FEMA gave out food and household supplies, food, paper towels, toilet paper and water at the ballpark at Julius Sprauve School. They have said they will be there every day at noon.
Odds and Ends
East Island Excursion of Puerto Rico has sent three boatloads of supplies from Puerto Rico to St. John, all donated by civilians. On the return trips the boats have taken people back to Puerto Rico, where they can get flights out.
Karmen Lewis, from Detroit Lake, Minnesota, said she has been visiting St. John for 22 years she from Detroit Lake Minn. She was house sitting on the island when the storm hit, and the house was badly damaged. But she has worked since the storm, volunteering helping others clean up their houses.
“As long as everyone’s safe, that’s all I care about it,” she said.
Ryan Sharkey, a St. Johnian for five and a half years who runs an eatery called 420 to Center, has had his business designated as a disaster center.

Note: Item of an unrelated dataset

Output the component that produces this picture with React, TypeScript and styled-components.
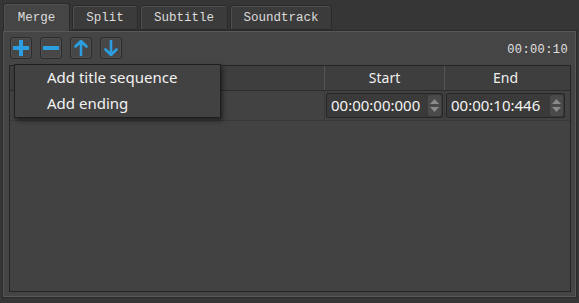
import styled, { createGlobalStyle } from 'styled-components'

const Global = createGlobalStyle`
	html, body {
		margin: 0;
		padding: 0;
		background: #363636;
		width: 579px;
		height: 303px;
		overflow: hidden;
	}
`

const Window = styled.div`
	width: 579px;
	height: 303px;
	padding: 3px 2px 0 2px;
	box-sizing: border-box;
	display: flex;
	flex-direction: column;
`

const TabBar = styled.div`
	display: flex;
	align-items: flex-end;
	height: 27px;
	padding-left: 1px;
	gap: 2px;
	position: relative;
	z-index: 1;
`

const Tab = styled.div<{ $active?: boolean; $w: number }>`
	width: ${({ $w }) => $w}px;
	height: ${({ $active }) => ($active ? 28 : 25)}px;
	box-sizing: border-box;
	margin-bottom: ${({ $active }) => ($active ? -1 : 0)}px;
	border: 1px solid #2a2a2a;
	border-bottom: ${({ $active }) => ($active ? 'none' : '1px solid #2a2a2a')};
	border-radius: 3px 3px 0 0;
	background: ${({ $active }) => ($active ? '#454545' : '#3b3b3b')};
	box-shadow: inset 1px 1px 0 #505050;
	color: #dcdcdc;
	font-family: 'Liberation Mono', monospace;
	font-size: 12.5px;
	display: flex;
	align-items: center;
	justify-content: center;
	padding-top: ${({ $active }) => ($active ? 0 : 1)}px;
`

const Pane = styled.div`
	width: 575px;
	height: 268px;
	box-sizing: border-box;
	border: 1px solid #2a2a2a;
	box-shadow: inset 1px 1px 0 #575757, inset -1px -1px 0 #575757;
	background: #454545;
	padding: 5px 5px 5px 6px;
	display: flex;
	flex-direction: column;
`

const Toolbar = styled.div`
	display: flex;
	align-items: center;
	gap: 8px;
	height: 24px;
	padding-left: 1px;
	margin-bottom: 5px;
`

const ToolButton = styled.div`
	width: 22px;
	height: 22px;
	box-sizing: border-box;
	border: 1px solid #2c2c2c;
	border-radius: 3px;
	background: #474747;
	box-shadow: inset 0 0 0 1px #4f4f4f;
	display: flex;
	align-items: center;
	justify-content: center;
`

const Duration = styled.div`
	margin-left: auto;
	margin-right: 3px;
	margin-top: 4px;
	color: #e0e0e0;
	font-family: 'Liberation Mono', monospace;
	font-size: 12px;
	letter-spacing: 0.4px;
`

const Table = styled.div`
	flex: 1;
	position: relative;
	border: 1px solid #242424;
	background: #424242;
	display: flex;
	flex-direction: column;
`

const Row = styled.div<{ $header?: boolean }>`
	display: grid;
	grid-template-columns: 315px 120px 121px;
	height: ${({ $header }) => ($header ? 24 : 29)}px;
	border-bottom: 1px solid ${({ $header }) => ($header ? '#2c2c2c' : '#383838')};
	background: ${({ $header }) => ($header ? '#3e3e3e' : '#424242')};
`

const HeadCell = styled.div`
	border-right: 1px solid #555555;
	color: #f0f0f0;
	font-family: 'Noto Sans', sans-serif;
	font-size: 14px;
	display: flex;
	align-items: center;
	justify-content: center;
	padding-bottom: 2px;
	&:last-child {
		border-right: none;
	}
`

const Cell = styled.div`
	border-right: 1px solid #383838;
	display: flex;
	align-items: center;
	padding: 0 1px 0 1px;
	&:last-child {
		border-right: none;
	}
`

const SpinBox = styled.div`
	flex: 1;
	height: 25px;
	box-sizing: border-box;
	border: 1px solid #262626;
	border-radius: 2px;
	background: #3a3a3a;
	display: flex;
	align-items: center;
	padding-left: 4px;
	padding-bottom: 1px;
	color: #f4f4f4;
	font-family: 'Noto Sans', sans-serif;
	font-size: 15px;
`

const SpinText = styled.span`
	flex: 1;
`

const Arrows = styled.div`
	width: 13px;
	height: 21px;
	margin-right: 1px;
	border-radius: 3px;
	background: #4a4a4a;
	display: flex;
	flex-direction: column;
	align-items: center;
	justify-content: center;
	gap: 3px;
`

const Menu = styled.div`
	position: absolute;
	left: 4px;
	top: -2px;
	width: 207px;
	height: 54px;
	box-sizing: border-box;
	border: 1px solid #1e1e1e;
	background: #424242;
	box-shadow: 2px 3px 4px rgba(0, 0, 0, 0.45);
	z-index: 2;
`

const MenuItem = styled.div`
	height: 26px;
	padding-left: 32px;
	padding-bottom: 2px;
	box-sizing: border-box;
	color: #f2f2f2;
	font-family: 'Noto Sans', sans-serif;
	font-size: 15px;
	display: flex;
	align-items: center;
`

const blue = '#2c9ee0'

const PlusIcon = () => (
	<svg width="16" height="16" viewBox="0 0 16 16">
		<rect x="6" y="0" width="4" height="16" fill={blue} />
		<rect x="0" y="6" width="16" height="4" fill={blue} />
	</svg>
)

const MinusIcon = () => (
	<svg width="16" height="16" viewBox="0 0 16 16">
		<rect x="0" y="6" width="16" height="4" fill={blue} />
	</svg>
)

const ArrowIcon = ({ down }: { down?: boolean }) => (
	<svg width="14" height="16" viewBox="0 0 14 16" style={down ? { transform: 'rotate(180deg)' } : undefined}>
		<path d="M7 1 L1.5 6.5 M7 1 L12.5 6.5 M7 1 V15" stroke={blue} strokeWidth="2.6" fill="none" strokeLinecap="round" strokeLinejoin="round" />
	</svg>
)

const Tri = ({ down }: { down?: boolean }) => (
	<svg width="9" height="5" viewBox="0 0 9 5">
		<path d={down ? 'M0 0 H9 L4.5 5 Z' : 'M0 5 H9 L4.5 0 Z'} fill="#8a8a8a" />
	</svg>
)

const Spin = ({ value }: { value: string }) => (
	<SpinBox>
		<SpinText>{value}</SpinText>
		<Arrows>
			<Tri />
			<Tri down />
		</Arrows>
	</SpinBox>
)

const App = () => {
	return (
		<Window>
			<Global />
			<TabBar>
				<Tab $active $w={67}>Merge</Tab>
				<Tab $w={66}>Split</Tab>
				<Tab $w={88}>Subtitle</Tab>
				<Tab $w={102}>Soundtrack</Tab>
			</TabBar>
			<Pane>
				<Toolbar>
					<ToolButton><PlusIcon /></ToolButton>
					<ToolButton><MinusIcon /></ToolButton>
					<ToolButton><ArrowIcon /></ToolButton>
					<ToolButton><ArrowIcon down /></ToolButton>
					<Duration>00:00:10</Duration>
				</Toolbar>
				<Table>
					<Row $header>
						<HeadCell />
						<HeadCell>Start</HeadCell>
						<HeadCell>End</HeadCell>
					</Row>
					<Row>
						<Cell />
						<Cell><Spin value="00:00:00:000" /></Cell>
						<Cell><Spin value="00:00:10:446" /></Cell>
					</Row>
					<Menu>
						<MenuItem>Add title sequence</MenuItem>
						<MenuItem>Add ending</MenuItem>
					</Menu>
				</Table>
			</Pane>
		</Window>
	)
}

export default App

He woke up the morning after the storm and was walking around when he saw some others. They went back to his establishment and he started cooking stuff from the freezer. People started coming over. Then some ladies from the Red Cross came and told him, “We’re designating you as a Red Cross center.”
“We don’t have a T-shirt or hat yet,” Sharkey said, but he started feeding police and emergency rescue personnel. People have dropped off food donations, including some restaurants that haven’t been able to reopen.
He has served about 1,000 meals since Thursday.
At the Sprauve School shelter, people are still sleeping on tables and on the floor due to a shortage of cots. Eighty people there Saturday night, and school cook Deverell Alfred, has served 300 meals.
St. John’s ice house was damaged during the storm but has begun producing water again and hopes to be producing ice soon.
Wind damage in the Grumswald area including heavily damaging a catering business, and flipping several vehicles on their roofs. The Chateau Bordeaux also was damaged.
Source reporter Judi Shimel contributed to this report.